| Instructions for the task |
Skip the pictures, please, and write out exactly the lines from the opening of the data through the line containing "items-center justify-center rounded-[3px]".

| Supplied information |

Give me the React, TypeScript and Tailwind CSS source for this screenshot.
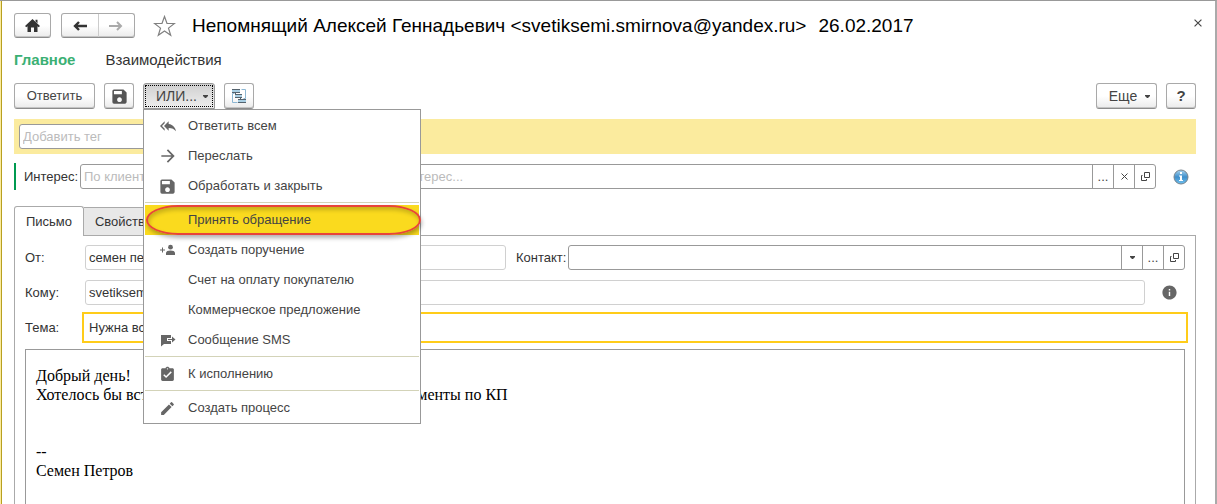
import { useState, type ReactNode } from "react";
import {
  MdArrowForward,
  MdAssignmentTurnedIn,
  MdEdit,
  MdInfo,
  MdReplyAll,
  MdSave,
} from "react-icons/md";

const buttonBase =
  "flex items-center justify-center rounded-[3px] border border-[#a9a9a9] border-b-[#8c8c8c] bg-linear-to-b from-white from-50% to-[#ebebeb] text-[#444] shadow-[inset_0_-1px_0_#c4c4c4]";

function Caret() {
  return (
    <svg width="5" height="3" viewBox="0 0 5 3" fill="#444" aria-hidden="true">
      <path d="M0 0h5v1L3 3H2L0 1z" />
    </svg>
  );
}

function HomeIcon() {
  return (
    <svg width="15" height="13" viewBox="0 0 15 13" fill="#333" aria-hidden="true">
      <path d="M7.500 0L15 7l-1.300 1.200L12.500 7.200V13H9V8.500H6V13H2.500V7.200L1.300 8.200 0 7z" />
      <path d="M10.500.8h2v3.500l-2-1.800z" />
    </svg>
  );
}

function StarIcon() {
  return (
    <svg width="23" height="22" viewBox="0 0 23 22" fill="none" stroke="#808080" strokeWidth="1.2" aria-hidden="true">
      <path d="M11.500 1.500l2.500 7h7.500l-6 4.600 2.200 7.200-6.200-4.300-6.200 4.300 2.200-7.200-6-4.600H9z" />
    </svg>
  );
}

function OpenIcon() {
  return (
    <svg width="9" height="9" viewBox="0 0 9 9" fill="none" stroke="#444" aria-hidden="true">
      <path d="M3.500 .5h5v5h-5zM1.500 3.500h-1v5h5v-1.500" />
    </svg>
  );
}

function CrossIcon({ size }: { size: number }) {
  return (
    <svg width={size} height={size} viewBox="0 0 7 7" stroke="#444" aria-hidden="true">
      <path d="M.5 .5l6 6M6.500 .5l-6 6" />
    </svg>
  );
}

function StructureIcon() {
  return (
    <svg width="16" height="16" viewBox="0 0 16 16" fill="none" aria-hidden="true">
      <path d="M3.500 5.500h-2v9h5M10.500 1.500h4v9h-2" stroke="#8db7d3" />
      <path d="M4.500 4v3.500M9.500 9.500V12" stroke="#55636e" />
      <path d="M1 2h8v2H1zM4 7h7v2H4zM7 12h8v2H7z" fill="#a9cfe4" />
      <path d="M1 1h8v1H1zM1 4h8v1H1zM4 6h7v1H4zM4 9h7v1H4zM7 11h8v1H7zM7 14h8v1H7z" fill="#55636e" />
    </svg>
  );
}

function AddPersonIcon() {
  return (
    <svg width="16" height="16" viewBox="0 0 16 16" fill="#666" aria-hidden="true">
      <circle cx="10.500" cy="5.200" r="2.400" />
      <path d="M6 13v-2C6 9.300 8 8.500 10.500 8.500s4.500.8 4.500 2.500v2zM2 5.500h1v2h2v1H3v2H2v-2H0v-1h2z" />
    </svg>
  );
}

function SmsIcon() {
  return (
    <svg width="16" height="16" viewBox="0 0 16 16" aria-hidden="true">
      <path d="M1 3h10v9H4l-3 2.500z" fill="#666" />
      <path d="M7 7.500h5" stroke="#fff" strokeWidth="3" />
      <path d="M8 7h4V4.500L15.500 7.500 12 10.500V8H8z" fill="#666" />
    </svg>
  );
}

function InfoBall() {
  return (
    <svg width="16" height="16" viewBox="0 0 16 16" role="img" aria-label="Справка">
      <defs>
        <linearGradient id="ball" x1="0" y1="0" x2="0" y2="1">
          <stop offset="0" stopColor="#a9d4ee" />
          <stop offset=".5" stopColor="#3f8fcb" />
          <stop offset="1" stopColor="#6fc0ee" />
        </linearGradient>
      </defs>
      <circle cx="8" cy="8" r="7" fill="url(#ball)" stroke="#77828c" />
      <path d="M7 3h2v2H7zM6 6.500h3V11h1v1H6v-1h1V7.500H6z" fill="#fff" />
    </svg>
  );
}

type Item = { label: string; icon?: ReactNode; active?: boolean };

const groups: Item[][] = [
  [
    { label: "Ответить всем", icon: <MdReplyAll size={16} /> },
    { label: "Переслать", icon: <MdArrowForward size={20} /> },
    { label: "Обработать и закрыть", icon: <MdSave size={19} /> },
  ],
  [
    { label: "Принять обращение", active: true },
    { label: "Создать поручение", icon: <AddPersonIcon /> },
    { label: "Счет на оплату покупателю" },
    { label: "Коммерческое предложение" },
    { label: "Сообщение SMS", icon: <SmsIcon /> },
  ],
  [{ label: "К исполнению", icon: <MdAssignmentTurnedIn size={17} /> }],
  [{ label: "Создать процесс", icon: <MdEdit size={17} /> }],
];

function Menu() {
  return (
    <div role="menu" className="absolute top-full left-0 z-10 w-[278px] border border-[#999] bg-white px-px pt-px">
      {groups.map((items, g) => (
        <div key={g} className={g > 0 ? "mt-px border-t border-[#d3d3b8] pt-0.5" : ""}>
          {items.map((item) => (
            <button
              key={item.label}
              role="menuitem"
              className={`relative flex h-[30px] w-full items-center text-left text-[13px] text-[#444] ${item.active ? "bg-[#fada1e]" : ""}`}
            >
              <span className="flex w-[43px] shrink-0 justify-center pl-0.5 text-[#666]">{item.icon}</span>
              {item.label}
              {item.active && (
                <span className="absolute inset-y-0 right-[-2px] left-px rounded-[32px/15px] border-2 border-[#e8443a] shadow-[1px_3px_4px_rgba(0,0,0,0.3),inset_1px_3px_4px_rgba(0,0,0,0.2)]" />
              )}
            </button>
          ))}
        </div>
      ))}
    </div>
  );
}

function Cell({ label, children }: { label: string; children: ReactNode }) {
  return (
    <button aria-label={label} className="flex w-[21px] shrink-0 items-center justify-center border-l border-[#999] text-[#444]">
      {children}
    </button>
  );
}

export default function App() {
  const [open, setOpen] = useState(true);
  return (
    <div className="flex h-screen overflow-hidden border-t border-r-2 border-t-[#999] border-r-[#aaa] bg-white font-['Liberation_Sans',Arial,sans-serif] text-[13px] text-[#333]">
      <div className="w-0.5 shrink-0 border-r border-[#b8a020] bg-[#fbeb9e]" />
      <main className="flex min-w-0 flex-1 flex-col pr-[19px] pl-3">
        <header className="flex pt-3">
          <button aria-label="Домой" className={`${buttonBase} w-[37px]`}>
            <HomeIcon />
          </button>
          <div className={`${buttonBase} ml-2.5 w-[74px]`}>
            <button aria-label="Назад" className="flex h-full flex-1 items-center justify-center border-r border-[#ccc]">
              <svg width="14" height="10" viewBox="0 0 14 10" fill="none" stroke="#333" strokeWidth="2.400">
                <path d="M14 5H2M6 1L2 5l4 4" />
              </svg>
            </button>
            <button aria-label="Вперед" className="flex h-full flex-1 items-center justify-center">
              <svg width="14" height="10" viewBox="0 0 14 10" fill="none" stroke="#aaa" strokeWidth="2">
                <path d="M0 5h12M8 1l4 4-4 4" />
              </svg>
            </button>
          </div>
          <button aria-label="В избранное" className="ml-[18px] flex items-center">
            <StarIcon />
          </button>
          <h1 className="ml-4 flex gap-3 text-[19px] leading-[25px] whitespace-nowrap text-black">
            <span>Непомнящий Алексей Геннадьевич &lt;svetiksemi.smirnova@yandex.ru&gt;</span>
            <span>26.02.2017</span>
          </h1>
          <button aria-label="Закрыть" className="mt-1.5 -mr-1.5 ml-auto h-2">
            <CrossIcon size={8} />
          </button>
        </header>

        <nav className="mt-3 flex gap-[30px] text-[15px] leading-5">
          <a href="#main" className="font-bold text-[#3bb074]">Главное</a>
          <a href="#interactions">Взаимодействия</a>
        </nav>

        <div className="mt-[13px] flex h-[26px] gap-[9px]">
          <button className={`${buttonBase} w-[81px]`}>Ответить</button>
          <button aria-label="Сохранить" className={`${buttonBase} w-[30px]`}>
            <MdSave size={19} color="#555" />
          </button>
          <div className="relative">
            <button
              aria-haspopup="menu"
              aria-expanded={open}
              onClick={() => setOpen(!open)}
              className="flex h-[26px] w-[72px] items-center justify-center rounded-t-[3px] border border-[#999] bg-linear-to-b from-[#d0d0d0] to-[#eee] p-px text-[14px] text-[#444]"
            >
              <span className="flex h-full w-full items-center justify-center gap-1.5 border border-dotted border-black pl-1.5">
                ИЛИ...
                <Caret />
              </span>
            </button>
            {open && <Menu />}
          </div>
          <button aria-label="Структура" className={`${buttonBase} w-[30px]`}>
            <StructureIcon />
          </button>
          <button className={`${buttonBase} ml-auto w-[61px] gap-2 pl-1.5 text-[14px]`}>
            Еще
            <Caret />
          </button>
          <button className={`${buttonBase} w-[30px] text-[15px] font-bold`}>?</button>
        </div>

        <div className="mt-2.5 bg-[#fbeb9e] p-[5px]">
          <input
            aria-label="Тег"
            placeholder="Добавить тег"
            className="block h-[25px] w-[280px] rounded-[3px] border border-[#999] bg-white px-[3px] placeholder:text-[#bbb]"
          />
        </div>

        <div className="mt-[9px] flex items-center border-l-2 border-[#009a50] pl-2">
          <label htmlFor="interest" className="w-14">Интерес:</label>
          <div className="my-px flex h-[25px] flex-1 rounded-[3px] border border-[#999]">
            <input
              id="interest"
              placeholder="По клиенту нет активных интересов. Выберите свой интерес..."
              className="min-w-0 flex-1 px-[3px] placeholder:text-[#bbb]"
            />
            <Cell label="Выбрать интерес">...</Cell>
            <Cell label="Очистить интерес"><CrossIcon size={7} /></Cell>
            <Cell label="Открыть интерес"><OpenIcon /></Cell>
          </div>
          <span className="mr-[7px] ml-[17px]"><InfoBall /></span>
        </div>

        <div role="tablist" className="mt-4 flex">
          <button role="tab" aria-selected="true" className="relative z-1 -mb-px h-[30px] w-[70px] rounded-t-[3px] border border-b-0 border-[#aaa] bg-white">
            Письмо
          </button>
          <button role="tab" aria-selected="false" className="mt-px h-7 w-[80px] border-t border-r border-[#aaa] bg-[#e8e8e8]">
            Свойства
          </button>
        </div>

        <section className="flex min-h-0 flex-1 flex-col border border-b-0 border-[#aaa] pt-[9px] pr-[9px] pl-2.5">
          <div className="flex items-center pr-px">
            <label htmlFor="from" className="w-[60px]">От:</label>
            <input id="from" defaultValue="семен петров" className="h-[25px] w-[421px] rounded-[3px] border border-[#d0d0d0] px-[3px]" />
            <label htmlFor="contact" className="ml-2.5 w-[52px]">Контакт:</label>
            <div className="flex h-[25px] flex-1 rounded-[3px] border border-[#999]">
              <input id="contact" className="min-w-0 flex-1 px-[3px]" />
              <Cell label="Список контактов"><Caret /></Cell>
              <Cell label="Выбрать контакт">...</Cell>
              <Cell label="Открыть контакт"><OpenIcon /></Cell>
            </div>
          </div>
          <div className="mt-2.5 flex items-center">
            <label htmlFor="to" className="w-[60px]">Кому:</label>
            <input id="to" defaultValue="svetiksemi.smirnova@yandex.ru" className="h-[25px] min-w-0 flex-1 rounded-[3px] border border-[#d0d0d0] px-[3px]" />
            <MdInfo size={17} color="#666" className="mr-2 ml-4" />
          </div>
          <div className="mt-[7px] -mr-0.5 flex items-center">
            <label htmlFor="subject" className="w-[57px]">Тема:</label>
            <input id="subject" defaultValue="Нужна встреча" className="h-[31px] min-w-0 flex-1 border-2 border-[#ffcc19] px-[5px] outline-none" />
          </div>
          <textarea
            aria-label="Текст письма"
            className="mt-1.5 mr-px min-h-0 flex-1 resize-none overflow-hidden border border-b-0 border-[#999] px-2.5 pt-4 font-['Liberation_Serif',serif] text-[16px] leading-[19px] text-black outline-none"
            defaultValue={"Добрый день!\nХотелось бы встретиться и обсудить все условия и документы по КП\n\n\n--\nСемен Петров"}
          />
        </section>
      </main>
    </div>
  );
}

| Task output |
Give me the React, TypeScript and Tailwind CSS source for this screenshot.
import { useState, type ReactNode } from "react";
import {
  MdArrowForward,
  MdAssignmentTurnedIn,
  MdEdit,
  MdInfo,
  MdReplyAll,
  MdSave,
} from "react-icons/md";

const buttonBase =
  "flex items-center justify-center rounded-[3px] border border-[#a9a9a9] border-b-[#8c8c8c] bg-linear-to-b from-white from-50% to-[#ebebeb] text-[#444] shadow-[inset_0_-1px_0_#c4c4c4]";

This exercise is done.